Required work. Scan the lines below; pull out those with "that".
BEGIN
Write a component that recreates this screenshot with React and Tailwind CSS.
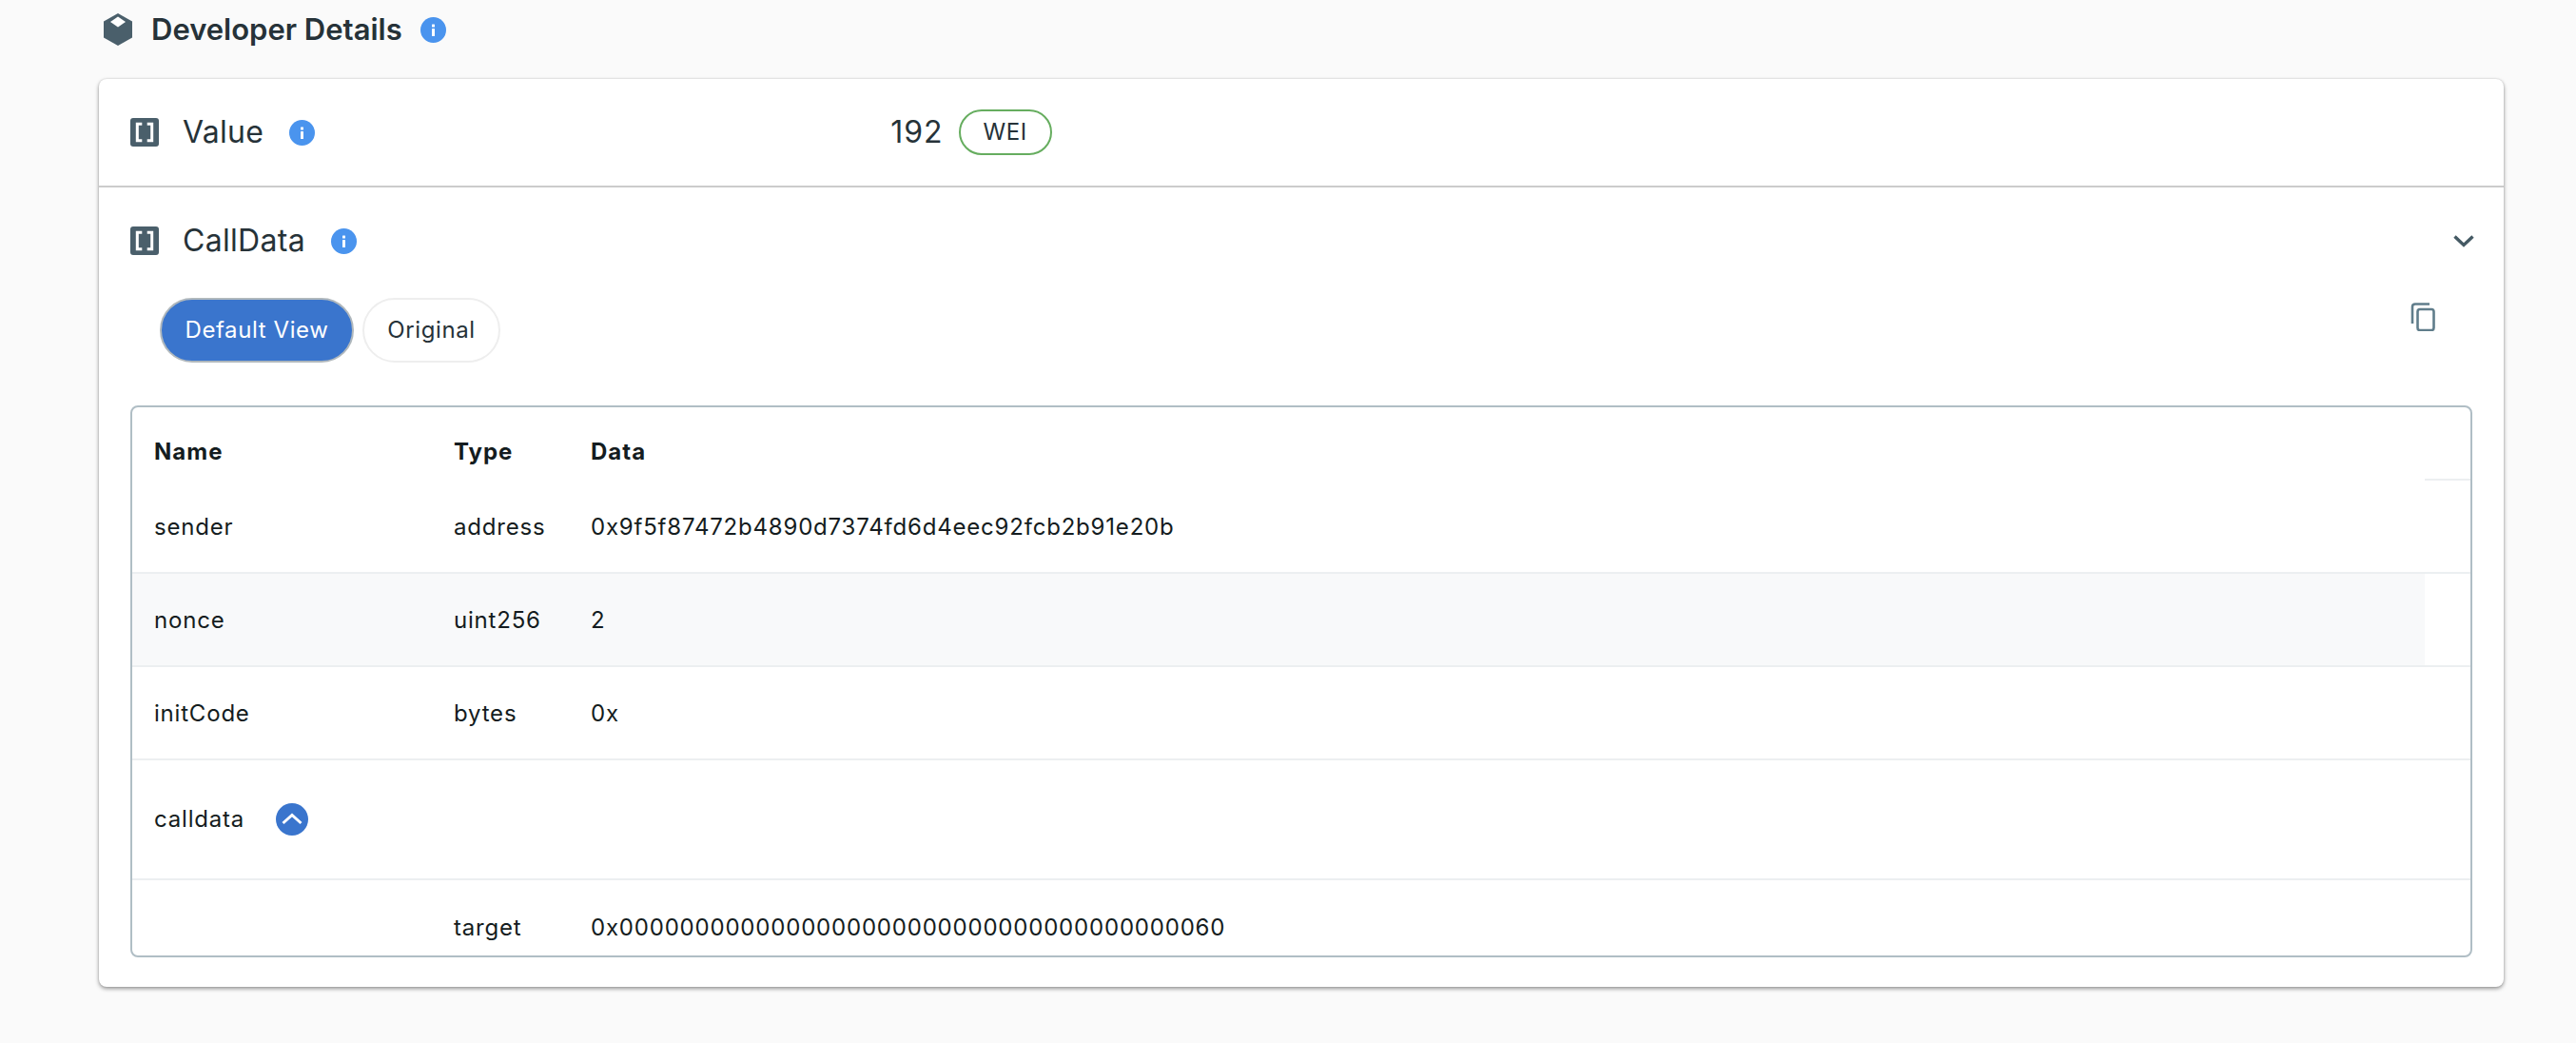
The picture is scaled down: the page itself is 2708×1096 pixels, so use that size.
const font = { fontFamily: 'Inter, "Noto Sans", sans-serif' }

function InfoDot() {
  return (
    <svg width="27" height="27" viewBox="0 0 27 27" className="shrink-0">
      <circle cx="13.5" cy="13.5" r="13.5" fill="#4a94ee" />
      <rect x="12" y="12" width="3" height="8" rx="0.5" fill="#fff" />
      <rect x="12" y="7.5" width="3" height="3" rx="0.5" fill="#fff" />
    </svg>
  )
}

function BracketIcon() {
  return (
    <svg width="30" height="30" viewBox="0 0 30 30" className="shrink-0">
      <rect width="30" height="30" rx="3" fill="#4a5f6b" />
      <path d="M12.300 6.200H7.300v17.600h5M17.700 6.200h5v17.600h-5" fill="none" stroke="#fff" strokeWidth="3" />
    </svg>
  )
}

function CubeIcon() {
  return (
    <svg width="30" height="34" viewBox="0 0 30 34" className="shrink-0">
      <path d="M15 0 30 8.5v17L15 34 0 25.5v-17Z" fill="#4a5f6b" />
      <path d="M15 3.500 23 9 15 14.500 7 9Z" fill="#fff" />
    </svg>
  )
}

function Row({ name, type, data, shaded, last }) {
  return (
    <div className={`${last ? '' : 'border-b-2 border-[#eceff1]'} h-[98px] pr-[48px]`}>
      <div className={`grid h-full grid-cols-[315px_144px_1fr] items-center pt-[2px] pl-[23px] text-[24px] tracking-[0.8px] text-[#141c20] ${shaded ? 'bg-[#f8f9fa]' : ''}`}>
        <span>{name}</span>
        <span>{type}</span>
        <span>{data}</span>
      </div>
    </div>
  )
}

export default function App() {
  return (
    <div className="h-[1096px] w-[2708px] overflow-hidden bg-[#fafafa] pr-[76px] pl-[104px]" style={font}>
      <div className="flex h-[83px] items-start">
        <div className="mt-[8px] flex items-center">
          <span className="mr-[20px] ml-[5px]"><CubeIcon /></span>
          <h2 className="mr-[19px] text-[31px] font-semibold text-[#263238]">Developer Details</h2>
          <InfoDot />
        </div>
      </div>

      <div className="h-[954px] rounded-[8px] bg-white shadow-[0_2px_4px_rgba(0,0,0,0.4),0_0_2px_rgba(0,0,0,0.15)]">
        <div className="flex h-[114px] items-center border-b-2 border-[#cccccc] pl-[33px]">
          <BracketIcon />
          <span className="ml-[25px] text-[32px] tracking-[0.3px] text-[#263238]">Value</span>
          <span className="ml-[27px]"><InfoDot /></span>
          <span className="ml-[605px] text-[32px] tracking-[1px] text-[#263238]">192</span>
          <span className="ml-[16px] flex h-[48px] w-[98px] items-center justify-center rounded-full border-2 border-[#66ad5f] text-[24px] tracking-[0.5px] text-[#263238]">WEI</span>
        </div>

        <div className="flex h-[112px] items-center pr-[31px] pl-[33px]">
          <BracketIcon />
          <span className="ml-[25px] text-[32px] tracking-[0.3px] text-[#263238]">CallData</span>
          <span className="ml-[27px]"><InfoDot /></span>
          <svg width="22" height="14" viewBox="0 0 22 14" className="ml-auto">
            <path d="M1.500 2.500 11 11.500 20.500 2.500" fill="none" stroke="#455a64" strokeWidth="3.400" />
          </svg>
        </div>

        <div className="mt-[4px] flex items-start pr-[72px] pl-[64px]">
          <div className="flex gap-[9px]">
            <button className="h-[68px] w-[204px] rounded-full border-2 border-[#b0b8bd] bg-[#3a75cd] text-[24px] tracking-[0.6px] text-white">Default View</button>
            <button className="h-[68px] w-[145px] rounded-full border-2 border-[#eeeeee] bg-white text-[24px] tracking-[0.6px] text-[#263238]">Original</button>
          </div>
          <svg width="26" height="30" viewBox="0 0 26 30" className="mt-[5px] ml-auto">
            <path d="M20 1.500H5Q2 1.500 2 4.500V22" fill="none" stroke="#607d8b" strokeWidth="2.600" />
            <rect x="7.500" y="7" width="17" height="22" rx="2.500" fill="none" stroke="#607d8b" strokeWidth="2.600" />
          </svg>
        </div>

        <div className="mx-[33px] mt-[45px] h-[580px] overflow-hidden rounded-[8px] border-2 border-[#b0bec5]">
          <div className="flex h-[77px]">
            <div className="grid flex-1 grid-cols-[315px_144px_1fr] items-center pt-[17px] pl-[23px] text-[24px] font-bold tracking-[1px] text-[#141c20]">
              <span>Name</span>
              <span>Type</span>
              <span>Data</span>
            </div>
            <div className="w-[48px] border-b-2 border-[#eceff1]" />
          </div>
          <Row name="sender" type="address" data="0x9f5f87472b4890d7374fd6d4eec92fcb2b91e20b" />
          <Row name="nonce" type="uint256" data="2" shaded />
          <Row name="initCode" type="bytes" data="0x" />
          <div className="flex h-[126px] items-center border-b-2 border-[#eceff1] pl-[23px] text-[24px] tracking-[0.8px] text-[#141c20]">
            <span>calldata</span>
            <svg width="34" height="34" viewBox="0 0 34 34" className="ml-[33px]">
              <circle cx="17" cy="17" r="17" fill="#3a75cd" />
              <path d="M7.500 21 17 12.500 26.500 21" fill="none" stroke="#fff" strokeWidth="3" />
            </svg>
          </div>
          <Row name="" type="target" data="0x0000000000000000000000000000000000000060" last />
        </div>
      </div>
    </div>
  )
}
END
Right answer.
Write a component that recreates this screenshot with React and Tailwind CSS.
The picture is scaled down: the page itself is 2708×1096 pixels, so use that size.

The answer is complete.